Approach	Time Complexity	Space Complexity	Verdict
Brute Force	$O(2^n \cdot n)$	$O(2^n)$	Too slow
Optimal	$O(n)$	$O(n)$	Accepted

Algorithm Walkthrough

Read the string.
Traverse the string from right to left.
Maintain mx, the largest character encountered so far in the suffix.
When the current character is greater than mx, update mx.
If the current character equals mx, add it to the answer.

The character is a suffix maximum. Any optimal lexicographically maximum subsequence must contain it. 6. The collected characters were obtained from right to left, so reverse them. 7. Output the resulting string.

Why it works

At any position, let M be the largest character appearing anywhere to its right, including itself.

If the current character is smaller than M, choosing it would force the subsequence to start with a worse character than one that begins at an occurrence of M. Such a choice can never belong to an optimal answer.

If the current character equals M, skipping it is also suboptimal. Keeping this character gives an additional occurrence of the largest available letter while preserving the possibility of choosing all future optimal characters. Since lexicographic order prefers longer strings when prefixes are equal, taking every suffix-maximum character is always beneficial.

Thus the optimal subsequence consists exactly of the positions whose character equals the maximum character in their suffix.

Python Solution

import sys
input = sys.stdin.readline

def solve():
    s = input().strip()

    mx = ''
    ans = []

    for ch in reversed(s):
        if ch > mx:
            mx = ch
        if ch == mx:
            ans.append(ch)

    print(''.join(reversed(ans)))

if __name__ == "__main__":
    solve()

The variable mx stores the largest character seen in the suffix processed so far. Because we scan from right to left, this is exactly the suffix maximum for the current position.
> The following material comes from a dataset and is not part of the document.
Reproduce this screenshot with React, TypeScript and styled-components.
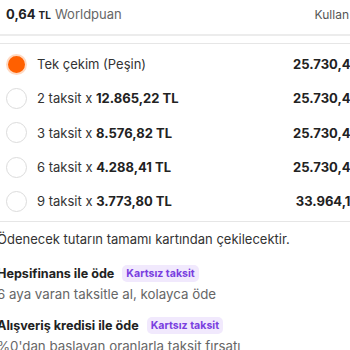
import React from "react";
import styled, { createGlobalStyle } from "styled-components";

const GlobalStyle = createGlobalStyle`
  html, body {
    margin: 0;
    padding: 0;
    background: #fff;
    overflow: hidden;
  }
  body {
    font-family: Inter, "Noto Sans", sans-serif;
    color: #222;
  }
`;

const Page = styled.div`
  width: 384px;
  height: 350px;
  overflow: hidden;
`;

const PuanBar = styled.div`
  display: flex;
  align-items: center;
  justify-content: space-between;
  height: 28px;
  padding: 0 7px 6px 6px;
  border-bottom: 2px solid #ececec;
  font-size: 13px;
`;

const Puan = styled.div`
  display: flex;
  align-items: baseline;
  gap: 4px;
  & b {
    font-weight: 700;
    color: #222;
  }
  & small {
    font-size: 10px;
    font-weight: 700;
    margin-left: -1px;
  }
  & span {
    color: #666;
  }
`;

const UseLink = styled.span`
  color: #555;
  font-size: 12px;
  padding-right: 28px;
`;

const Options = styled.div`
  margin-top: 7px;
  border-top: 1px solid #e6e6e6;
  border-bottom: 1px solid #e6e6e6;
  padding: 3px 0 3px 6px;
`;

const OptionRow = styled.div`
  display: flex;
  align-items: center;
  height: 34.3px;
  font-size: 13px;
  color: #333;
`;

const Radio = styled.span<{ $on?: boolean }>`
  box-sizing: border-box;
  width: 21px;
  height: 21px;
  border-radius: 50%;
  flex: none;
  border: ${(p) => (p.$on ? "2px solid #ffd9c2" : "1px solid #dcdcdc")};
  background: ${(p) => (p.$on ? "#ff6000" : "#fff")};
  margin-right: 10px;
`;

const Label = styled.span`
  flex: 1;
  & b {
    font-weight: 700;
    color: #222;
  }
`;

const Amount = styled.span`
  font-weight: 700;
  color: #222;
  font-size: 13px;
  width: 88px;
  text-align: right;
  margin-right: 6px;
`;

const Lower = styled.div`
  margin-left: -3px;
`;

const Note = styled.div`
  font-size: 13px;
  color: #333;
  padding-top: 9px;
  height: 20px;
`;

const Finance = styled.div`
  margin-top: 12px;
  & + & {
    margin-top: 13px;
  }
`;

const FinanceTitle = styled.div`
  display: flex;
  align-items: center;
  gap: 8px;
  height: 20px;
  font-size: 12.6px;
  font-weight: 700;
  color: #222;
`;

const Badge = styled.span`
  background: #f1e9fd;
  color: #7a3fe0;
  font-size: 10.6px;
  font-weight: 700;
  padding: 2px 4px;
  border-radius: 5px;
`;

const FinanceSub = styled.div`
  font-size: 13.3px;
  color: #666;
  margin-top: 3px;
`;

const options = [
  { label: <>Tek çekim (Peşin)</>, amount: "25.730,45 TL", on: true },
  { label: <>2 taksit x <b>12.865,22 TL</b></>, amount: "25.730,45 TL" },
  { label: <>3 taksit x <b>8.576,82 TL</b></>, amount: "25.730,45 TL" },
  { label: <>6 taksit x <b>4.288,41 TL</b></>, amount: "25.730,45 TL" },
  { label: <>9 taksit x <b>3.773,80 TL</b></>, amount: "33.964,19 TL" },
];

export default function App() {
  return (
    <Page>
      <GlobalStyle />
      <PuanBar>
        <Puan>
          <b>0,64</b>
          <small>TL</small>
          <span>Worldpuan</span>
        </Puan>
        <UseLink>Kullan</UseLink>
      </PuanBar>
      <Options>
        {options.map((o, i) => (
          <OptionRow key={i}>
            <Radio $on={o.on} />
            <Label>{o.label}</Label>
            <Amount>{o.amount}</Amount>
          </OptionRow>
        ))}
      </Options>
      <Lower>
        <Note>Ödenecek tutarın tamamı kartından çekilecektir.</Note>
        <Finance>
          <FinanceTitle>
            Hepsifinans ile öde <Badge>Kartsız taksit</Badge>
          </FinanceTitle>
          <FinanceSub>6 aya varan taksitle al, kolayca öde</FinanceSub>
        </Finance>
        <Finance>
          <FinanceTitle>
            Alışveriş kredisi ile öde <Badge>Kartsız taksit</Badge>
          </FinanceTitle>
          <FinanceSub>%0'dan başlayan oranlarla taksit fırsatı</FinanceSub>
        </Finance>
      </Lower>
    </Page>
  );
}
Whenever the current character equals mx, we keep it. Characters smaller than the suffix maximum are discarded because a larger character exists later and dominates lexicographic order.
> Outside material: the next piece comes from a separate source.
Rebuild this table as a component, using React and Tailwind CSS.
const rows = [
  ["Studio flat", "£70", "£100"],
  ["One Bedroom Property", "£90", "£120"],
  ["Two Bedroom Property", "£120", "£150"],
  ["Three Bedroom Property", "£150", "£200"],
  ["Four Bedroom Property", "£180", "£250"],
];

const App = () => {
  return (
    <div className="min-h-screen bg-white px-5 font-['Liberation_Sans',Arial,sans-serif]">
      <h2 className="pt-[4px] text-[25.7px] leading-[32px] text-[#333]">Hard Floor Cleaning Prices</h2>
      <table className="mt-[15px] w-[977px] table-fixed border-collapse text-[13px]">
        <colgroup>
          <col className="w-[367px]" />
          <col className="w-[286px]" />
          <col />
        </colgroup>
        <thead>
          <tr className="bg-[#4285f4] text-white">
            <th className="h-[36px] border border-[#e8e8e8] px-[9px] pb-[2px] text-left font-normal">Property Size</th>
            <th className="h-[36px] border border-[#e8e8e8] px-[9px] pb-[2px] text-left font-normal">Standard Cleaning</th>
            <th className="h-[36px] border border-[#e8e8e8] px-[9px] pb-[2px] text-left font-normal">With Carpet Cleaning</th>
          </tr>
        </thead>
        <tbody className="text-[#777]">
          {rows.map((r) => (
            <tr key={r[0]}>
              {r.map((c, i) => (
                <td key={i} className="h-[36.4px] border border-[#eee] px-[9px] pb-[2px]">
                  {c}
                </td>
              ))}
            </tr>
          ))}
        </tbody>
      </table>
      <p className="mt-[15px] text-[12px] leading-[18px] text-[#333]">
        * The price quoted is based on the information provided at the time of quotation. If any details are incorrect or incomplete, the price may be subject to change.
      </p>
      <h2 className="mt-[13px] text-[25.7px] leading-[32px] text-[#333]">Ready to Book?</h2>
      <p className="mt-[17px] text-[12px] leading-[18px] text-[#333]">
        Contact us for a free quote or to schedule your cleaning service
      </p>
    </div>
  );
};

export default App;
The answer is collected in reverse order because the scan proceeds from the end of the string toward the beginning. Reversing once at the end restores the original left-to-right order of the subsequence.

There are no integer overflow concerns because the algorithm manipulates only characters and lists. The only subtle point is using if ch == mx after potentially updating mx. This guarantees that newly discovered maximum characters are included.

Worked Examples

Example 1

Input:

ababba

Position (right to left)	Character	Current mx	Taken?	Collected
5	a	a	Yes	a
4	b	b	Yes	ab
3	b	b	Yes	abb
2	a	b	No	abb
1	b	b	Yes	abbb
0	a	b	No	abbb

After reversing:

bbba

This trace shows that every retained character is equal to the maximum character in its suffix.

Example 2

Input:

zzza

Position (right to left)	Character	Current mx	Taken?	Collected
3	a	a	Yes	a
2	z	z	Yes	az
1	z	z	Yes	azz
0	z	z	Yes	azzz

After reversing:

zzza

This example demonstrates why all occurrences of the maximum character should be preserved. Keeping every z produces a lexicographically larger result than keeping only one.

Complexity Analysis

Measure	Complexity	Explanation
Time	$O(n)$	One pass over the string
Space	$O(n)$	The answer subsequence may contain all characters

With $n \le 10^5$, a linear scan is easily fast enough. The memory usage is also safe because storing the answer requires at most $10^5$ characters.

Test Cases

# helper: run solution on input string, return output string
import sys
import io

def run(inp: str) -> str:
    sys.stdin = io.StringIO(inp)

    s = input().strip()

    mx = ''
    ans = []

    for ch in reversed(s):
        if ch > mx:
            mx = ch
        if ch == mx:
            ans.append(ch)

    return ''.join(reversed(ans))

# provided sample
assert run("ababba\n") == "bbba", "sample 1"

# minimum size
assert run("a\n") == "a", "single character"

# all equal characters
assert run("aaaaaa\n") == "aaaaaa", "all equal"

# strictly increasing
assert run("abcde\n") == "e", "only largest suffix maximum survives"

# strictly decreasing
assert run("edcba\n") == "edcba", "every position is a suffix maximum"

# repeated maximum letters
assert run("zzza\n") == "zzza", "keep all maximum letters"

# maximum-character block in middle
assert run("abzczzb\n") == "zzz", "multiple suffix maxima"

Test input	Expected output	What it validates
`a`	`a`	Minimum length
`aaaaaa`	`aaaaaa`	All characters retained
`abcde`	`e`	Only final maximum survives
`edcba`	`edcba`	Every position is a suffix maximum
`zzza`	`zzza`	Repeated largest character
`abzczzb`	`zzz`	Multiple maximum occurrences across the string

Edge Cases

Consider:

abc

Scanning from right to left gives suffix maxima:

c c c

Only the final c equals its suffix maximum at its own position. The algorithm outputs:

Any subsequence beginning with a or b loses immediately because its first character is smaller.

Now consider:

zzza

The suffix maxima are:

z z z a

Every character equals its suffix maximum, so all characters are selected. The output becomes:

zzza

A common mistake is to keep only the first occurrence of the maximum character and output z, which is lexicographically smaller because zzza has the same prefix and is longer.

Finally, consider:

ababba

The suffix maxima are:

b b b b b a

Selected positions are the three b characters and the final a, producing:

bbba

The algorithm correctly skips both a characters that have a larger character later in the string. Those positions can never belong to a lexicographically maximum subsequence.